Air Force graphic

Minuteman III ICBM “reentry vehicle” (which carries the nuclear warhead) reentering the atmosphere.

ASSOCIATION OF THE US ARMY: After 30 years of trying, the head of Strategic Command believes the time and technology are finally ripe for satellites to track both ballistic missiles and emerging threats such as hypersonics.

Gen. John Hyten

“I’ll talk about it with Congress over the next couple of weeks,” Gen. John Hyten told reporters here at AUSA’s annual missile defense conference. “I’ll advocate for that mid-course element of a surveillance architecture” alongside existing early warning radars — which spot the initial launch — and surface-based radars — which are best suited to tracking the latter phases of a missile’s flight.

Mid-course tracking satellites are still a concept under study, not a funded program, but Hyten wants to move ahead much faster: “We ought to build those sensors, and I think we can do it affordably.”

“There’s a lot of (skepticism) about the technical feasibility and the cost …and those are valid concerns,” Hyten admitted. “But I think we’re ready now. I believe General Greaves, the director at MDA (Missile Defense Agency), thinks we’re ready.”

Hyten is a four-star general now, but as a young Air Force captain in 1989, he worked on sensors for what was called the Strategic Defense Initiative. Even then, he was convinced that ground-based radars couldn’t see far enough: The horizon generally gets in the way until the incoming warhead is in the final phase of its flight. Conversely, infrared sensors in very high geosynchronous orbits, the Defense Support Program satellites, can spot the heat of a ballistic missile launch anywhere on earth and provide early warning — but when the rocket booster shuts off and fell away, they can’t track where the warhead went.

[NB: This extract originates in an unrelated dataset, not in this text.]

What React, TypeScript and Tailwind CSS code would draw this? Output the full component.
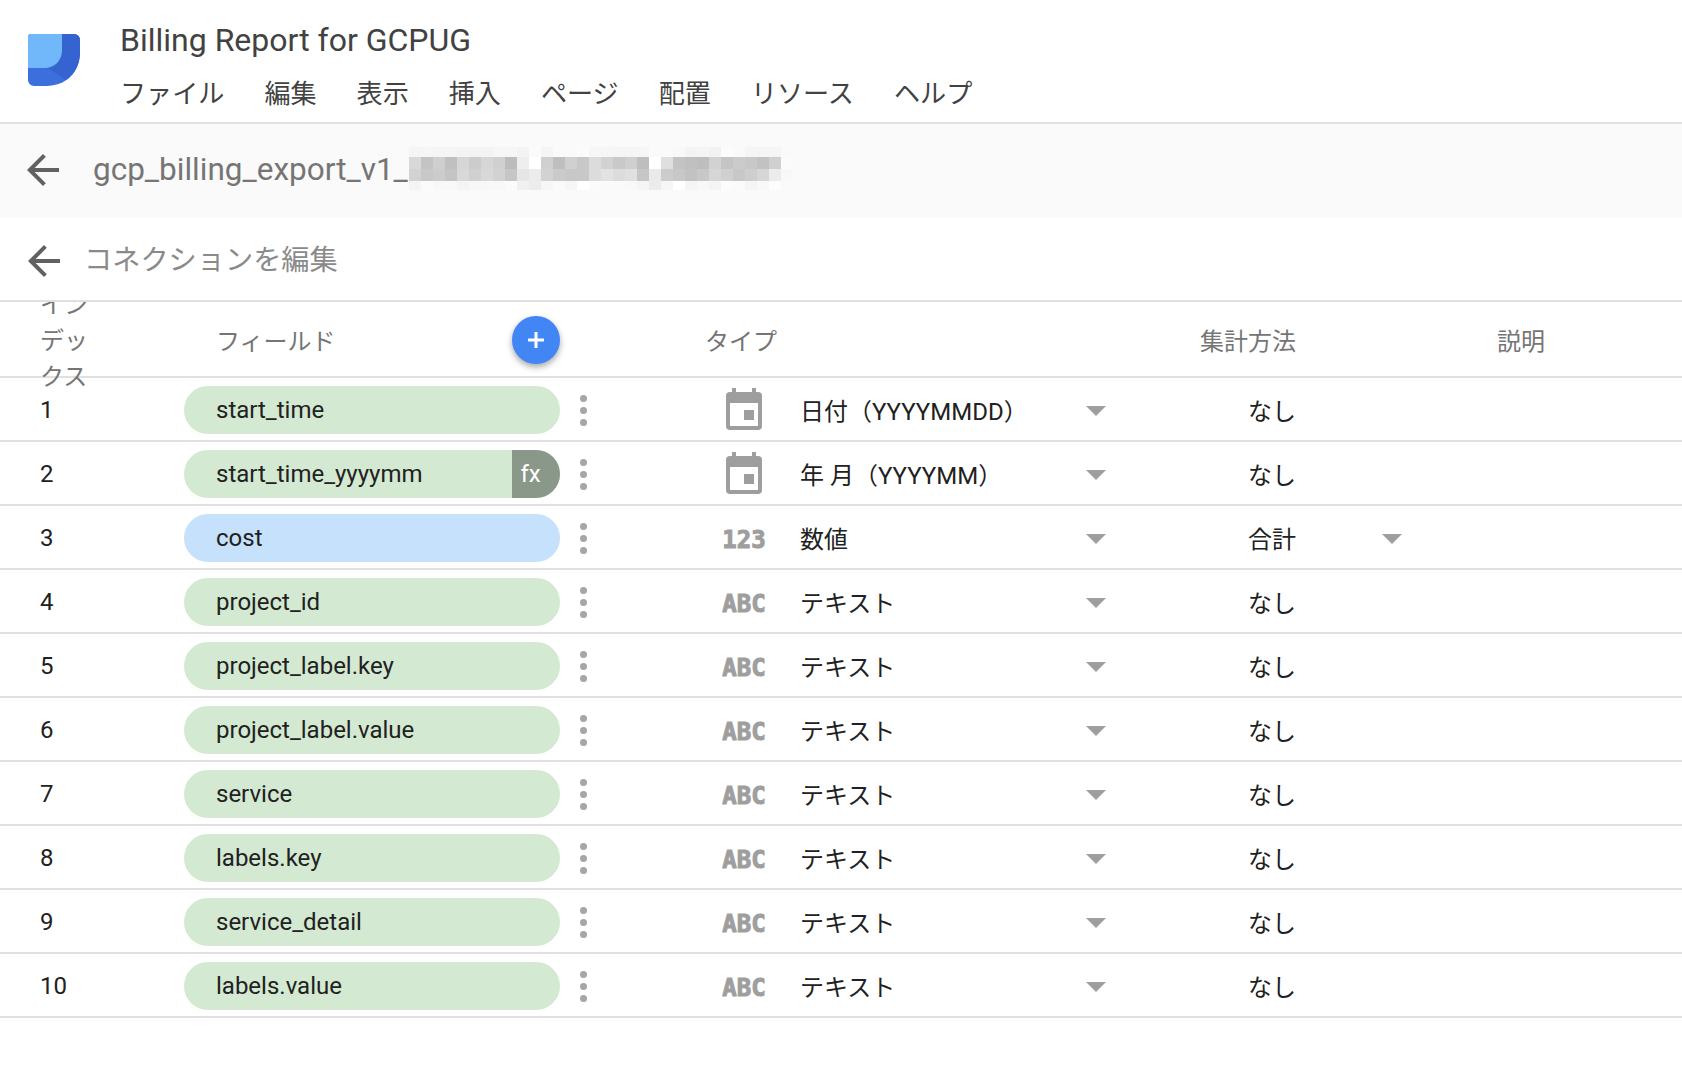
import React from "react";

const menus = ["ファイル", "編集", "表示", "挿入", "ページ", "配置", "リソース", "ヘルプ"];

type Kind = "date" | "num" | "text";

const rows: { name: string; kind: Kind; type: string; agg: string; blue?: boolean; fx?: boolean }[] = [
  { name: "start_time", kind: "date", type: "日付（YYYYMMDD）", agg: "なし" },
  { name: "start_time_yyyymm", kind: "date", type: "年 月（YYYYMM）", agg: "なし", fx: true },
  { name: "cost", kind: "num", type: "数値", agg: "合計", blue: true },
  { name: "project_id", kind: "text", type: "テキスト", agg: "なし" },
  { name: "project_label.key", kind: "text", type: "テキスト", agg: "なし" },
  { name: "project_label.value", kind: "text", type: "テキスト", agg: "なし" },
  { name: "service", kind: "text", type: "テキスト", agg: "なし" },
  { name: "labels.key", kind: "text", type: "テキスト", agg: "なし" },
  { name: "service_detail", kind: "text", type: "テキスト", agg: "なし" },
  { name: "labels.value", kind: "text", type: "テキスト", agg: "なし" },
];

// redacted part of the table name, grey value of each mosaic block
const mosaic = [
  "f5 f6 f5 f5 f3 f3 f3 f6 f6 f3 fb f5 fa fa fb f7 f6 f5 f5 f6 fa fa f8 f3 f5 f2 fc fa f5 f5 f5 fa",
  "d9 c4 cf c0 d6 cc d6 d0 bc ee ff d0 bf d0 c8 dc d2 c9 cf be ff df c3 c0 be d2 c5 cb c8 c2 d0 fb",
  "d2 c8 cc c4 d8 d0 d8 d2 c6 e6 ec d2 ca c8 c8 dc e2 dc e0 c6 ea cc c8 c2 c8 d6 d0 c8 ce d6 ec f8",
  "f4 fb f8 f8 f4 f7 f8 f8 fb f0 ec f6 fa f6 ff fb fa fa f8 f5 ec f6 ff f5 f8 f4 fc fb f5 f8 fd fa",
];
const mosaicY = [0, 10, 22, 34];
const mosaicH = [10, 12, 12, 9];

function Mosaic() {
  return (
    <svg width="384" height="43" viewBox="0 0 384 43" shapeRendering="crispEdges" className="mb-[5px] ml-px shrink-0">
      {mosaic.map((row, r) =>
        row.split(" ").map((g, c) => (
          <rect key={`${r}-${c}`} x={c * 12} y={mosaicY[r]} width="12" height={mosaicH[r]} fill={`#${g}${g}${g}`} />
        ))
      )}
    </svg>
  );
}

function Logo() {
  return (
    <svg width="52" height="52" viewBox="0 0 52 52" className="shrink-0">
      <path d="M3 0H46a6 6 0 0 1 6 6V18C52 38 38 52 18 52H6a6 6 0 0 1-6-6V3a3 3 0 0 1 3-3Z" fill="#3b6fdc" />
      <path d="M34 0H46a6 6 0 0 1 6 6V18C52 30 47 40 38 46L20 34C28 33 34 26 34 18Z" fill="#3563cf" />
      <path d="M3 0H34V16C34 27 26 34 16 34H0V3a3 3 0 0 1 3-3Z" fill="#70b8fa" />
    </svg>
  );
}

function BackArrow({ className }: { className?: string }) {
  return (
    <svg width="48" height="48" viewBox="0 0 24 24" fill="#616161" className={`shrink-0 ${className ?? ""}`}>
      <path d="M20 11H7.830l5.590-5.590L12 4l-8 8 8 8 1.410-1.410L7.830 13H20z" />
    </svg>
  );
}

function CalendarIcon() {
  return (
    <svg width="36" height="42" viewBox="0 0 36 42" fill="#9e9e9e" className="-translate-y-px">
      <rect x="6" y="0" width="4" height="6" />
      <rect x="26" y="0" width="4" height="6" />
      <path d="M4 4H32a4 4 0 0 1 4 4V38a4 4 0 0 1-4 4H4a4 4 0 0 1-4-4V8a4 4 0 0 1 4-4ZM4 15V38H32V15Z" fillRule="evenodd" />
      <rect x="18" y="22" width="10" height="10" />
    </svg>
  );
}

function TypeIcon({ kind }: { kind: Kind }) {
  if (kind === "date") return <CalendarIcon />;
  return (
    <span className="mt-[3px] inline-block font-['DejaVu_Sans_Mono',monospace] text-[24px] font-bold leading-none text-[#9e9e9e] [-webkit-text-stroke:1px_#9e9e9e]">
      {kind === "num" ? "123" : "ABC"}
    </span>
  );
}

function Caret() {
  return <span className="mt-[1px] block h-0 w-0 border-x-[10px] border-t-[10px] border-x-transparent border-t-[#9e9e9e]" />;
}

function Dots() {
  return (
    <div className="flex flex-col items-center gap-[5px]">
      <span className="h-[7px] w-[7px] rounded-full bg-[#a6a6a6]" />
      <span className="h-[7px] w-[7px] rounded-full bg-[#a6a6a6]" />
      <span className="h-[7px] w-[7px] rounded-full bg-[#a6a6a6]" />
    </div>
  );
}

export default function App() {
  return (
    <div className="min-h-[1078px] bg-white font-['Roboto','Noto_Sans_CJK_JP',sans-serif]">
      {/* top bar */}
      <div className="relative z-10 bg-white">
        <div className="flex h-[124px] items-center border-b-2 border-[#e0e0e0] pl-[28px]">
          <div className="-mt-[2px]">
            <Logo />
          </div>
          <div className="ml-[40px] flex flex-col pt-[12px]">
            <div className="text-[32px] leading-[40px] text-[#424242]">Billing Report for GCPUG</div>
            <div className="mt-[14px] flex gap-10 text-[26.1px] leading-[40px] text-[#424242]">
              {menus.map((m) => (
                <span key={m}>{m}</span>
              ))}
            </div>
          </div>
        </div>

        {/* table name */}
        <div className="flex h-[94px] items-center bg-[#fafafa] pl-[19px]">
          <BackArrow className="mb-[2px]" />
          <span className="mb-[3px] ml-[26px] text-[31.5px] leading-[44px] text-[#757575]">gcp_billing_export_v1_</span>
          <Mosaic />
        </div>

        {/* edit connection */}
        <div className="flex h-[84px] items-center border-b-2 border-[#e0e0e0] pl-[20px] pt-[3px]">
          <BackArrow />
          <span className="ml-[16px] text-[28.2px] leading-[40px] text-[#8a8a8a]">コネクションを編集</span>
        </div>
      </div>

      {/* header */}
      <div className="grid h-[76px] grid-cols-[184px_376px_144px_496px_297px_1fr] grid-rows-[74px] items-center border-b-2 border-[#e0e0e0] text-[24px] text-[#757575]">
        <div className="w-[92px] pl-10 pt-[4px] leading-[36px]">インデックス</div>
        <div className="flex items-center justify-between pl-[32px] pt-[2px]">
          <span className="pt-[3px]">フィールド</span>
          <button className="flex h-12 w-12 items-center justify-center rounded-full bg-[#4285f4] shadow-[0_3px_6px_rgba(0,0,0,0.35)]">
            <svg width="16" height="16" viewBox="0 0 16 16" fill="#fff">
              <path d="M6.5 0h3v6.5H16v3H9.500V16h-3V9.500H0v-3h6.500z" />
            </svg>
          </button>
        </div>
        <div />
        <div className="pt-[5px] pl-[1px]">タイプ</div>
        <div className="pt-[5px]">集計方法</div>
        <div className="pt-[5px]">説明</div>
      </div>

      {/* rows */}
      {rows.map((row, i) => (
        <div
          key={row.name}
          className="grid h-[64px] grid-cols-[184px_376px_48px_104px_88px_286px_20px_142px_1fr] items-center border-b-2 border-[#e0e0e0] pt-[2px] text-[24px] text-[#212121]"
        >
          <div className="pl-10">{i + 1}</div>
          <div
            className={`flex h-12 items-center justify-between overflow-hidden rounded-full pl-8 ${
              row.blue ? "bg-[#c5e1fb]" : "bg-[#d4e9d1]"
            }`}
          >
            <span>{row.name}</span>
            {row.fx && (
              <span className="flex h-full w-12 items-center justify-center bg-[#8a9889] pr-[11px] text-white">fx</span>
            )}
          </div>
          <div className="flex justify-center pr-[1px]">
            <Dots />
          </div>
          <div />
          <div className="flex w-16 justify-center">
            <TypeIcon kind={row.kind} />
          </div>
          <div className="pt-[3px]">{row.type}</div>
          <Caret />
          <div />
          <div className="flex items-center">
            <span className="w-[134px] pt-[3px]">{row.agg}</span>
            {row.agg === "合計" && <Caret />}
          </div>
        </div>
      ))}
    </div>
  );
}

The only way to track the “reentry vehicle” in between launch and final approach, during the mid-course of its flight, was a new kind of satellite, the young Hyten and his colleagues decided.

Lockheed graphic

The groun-based Long-Range Discrimination Radar will be better able to tell apart different types of targets, but its coverage is still limited by the curve of the earth, as illustrated here.

“You can’t put (terrestrial) radars close enough to see things early on, you can only see that from space,” Hyten told reporters. Space-based sensors have worked for early warning for 50 years, so “we have an architecture today that sees every launch until burnout,” he said. “We can build sensors now that can see the rest of the trajectory.”

Navy photo

Sea-Based X-Band Radar (SBX-1)

Yes, space-based mid-course tracking will be expensive, Hyten admitted — but less expensive, he argued, than the billions we’ve spent on ground- and sea-based radars for a system that still suffers significant gaps in coverage. Those radars will always be an essential part of the missile defense system, he emphasized, covering the final approach, but we’ve been asking them to do something they’re not suited for, namely mid-course tracking. “There aren’t enough ships, there’s not enough islands in the Pacific” to put radars on to cover the potential flight paths, he told the AUSA conference. If you try, he said, you end up spending even more money than space-based sensors would cost and getting much worse coverage.

“I think we can do this affordably. The technology is there,” Hyten told reporters. “We have to make sure we control the requirements (the official wishlist of what a new system must do). We have to keep them simple. But…I can sit down with three smart guys and come up with the requirements right now and be done and get on with it — and I think it’s time to get on with it.” Running requirements through service and joint staffs for approval can take three years, Hyten said, but Vice-Chairman of the Joint Chiefs Paul Selva can cut that to three months.

Air Force graphic

Defense Support Program early warning satellite

That kind of speed needs to become routine, rather than a special exception, Hyten said, as the military struggles to keep up with advancing technology and inventive adversaries. Once, the military empowered mid-grade officers to innovate and take risks, Hyten said, with the nation’s first spy satellite program (for example) suffering 13 failures in a row before its epochal success. Now, between congressional oversight and Pentagon bureaucracy, the system has become risk averse and sluggish.

“My biggest concern…is that in so many places, we’ve kind of lost the ability to go fast,” Hyten said. “Oh my gosh, we take forever to do anything any more, and our adversaries are not suffering the same problem.”